JOINT BASE CHARLESTON, SOUTH CAROLINA —
The 628th Civil Engineer Squadron (CES) Explosive Ordnance Disposal (EOD) flight detonated explosives brought ashore by the tides of Hurricane Matthew here, Nov. 22, 2016.
It is the responsibility of the military to dispose of all military ordnance. When ordnance are found off base, local bomb squads are usually the ones called to the scene, but once it’s determined to be belong to the military, they turn the scene over to 628th CES EOD technicians.
“Anything local authorities find that is identified to be military ordnance, they immediately contact us,” said Staff Sgt. Mars Hanse, 628th CES EOD craftsman and team chief for the event. “We analyze all explosives with intense safety measures; donning the required protective equipment and accepting the necessary risks when approaching every explosive.”
Unearthing Civil War bombs and other explosives is a sporadic, but not a rare occurrence around the old battlegrounds of the southern United States.
“When we arrived on-scene in October, we had to X-ray the objects to ensure that they were actual cannonballs,” said Master Sgt. Joseph Leslie, 628th CES explosive ordinance technician. “Even though the cannonballs have been submerged underwater for over a century, we still had to treat them with a high degree of caution.”
From October to now, the ordnance was awaiting disposition with JB Charleston EOD. Fifteen were detonated at JB Charleston’s Naval Weapons Station EOD range.

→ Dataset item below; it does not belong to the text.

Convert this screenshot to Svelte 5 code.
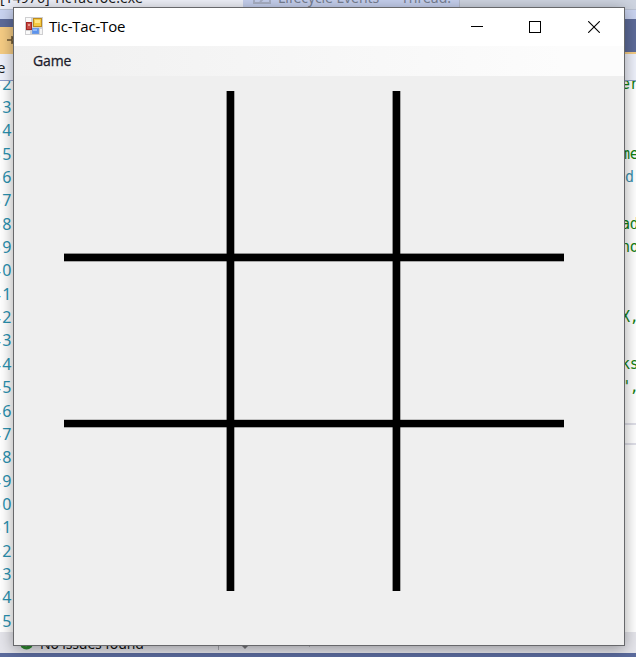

Two of the cannonballs will be inerted, which is the process of removing the explosive materials while leaving the casing intact for display. These two cannonballs will be displayed at the South Carolina Civil War Museum, Myrtle Beach, South Carolina.
“After the discovery, we contacted the South Carolina Civil War Museum historian to see if they would like any of the cannonballs for display,” said Hansen. “As of right now, we are also working with a U.S. Marine EOD unit to see if we can have them inerted so that they can be safely used by the museum.”
EOD’s technical orders and publications provide their technicians with guidance on the proper disposal techniques as well as the ability to accurately identify and safely handle ordnance.
“Planning is key to all (demolition) operations,” said Hansen. “Researching the munitions involved, pre-planning safety briefs, and risk assessments are crucial to our success on the range.”
During the event, base leadership attended the demolition. Leadership also engaged with members to learn the critical components of the team’s procedures and unit cohesion.
“I think it was awesome to have base leadership observe us,” Hansen said. “It was great that they were willing to take time out of their day to see us do our mission.”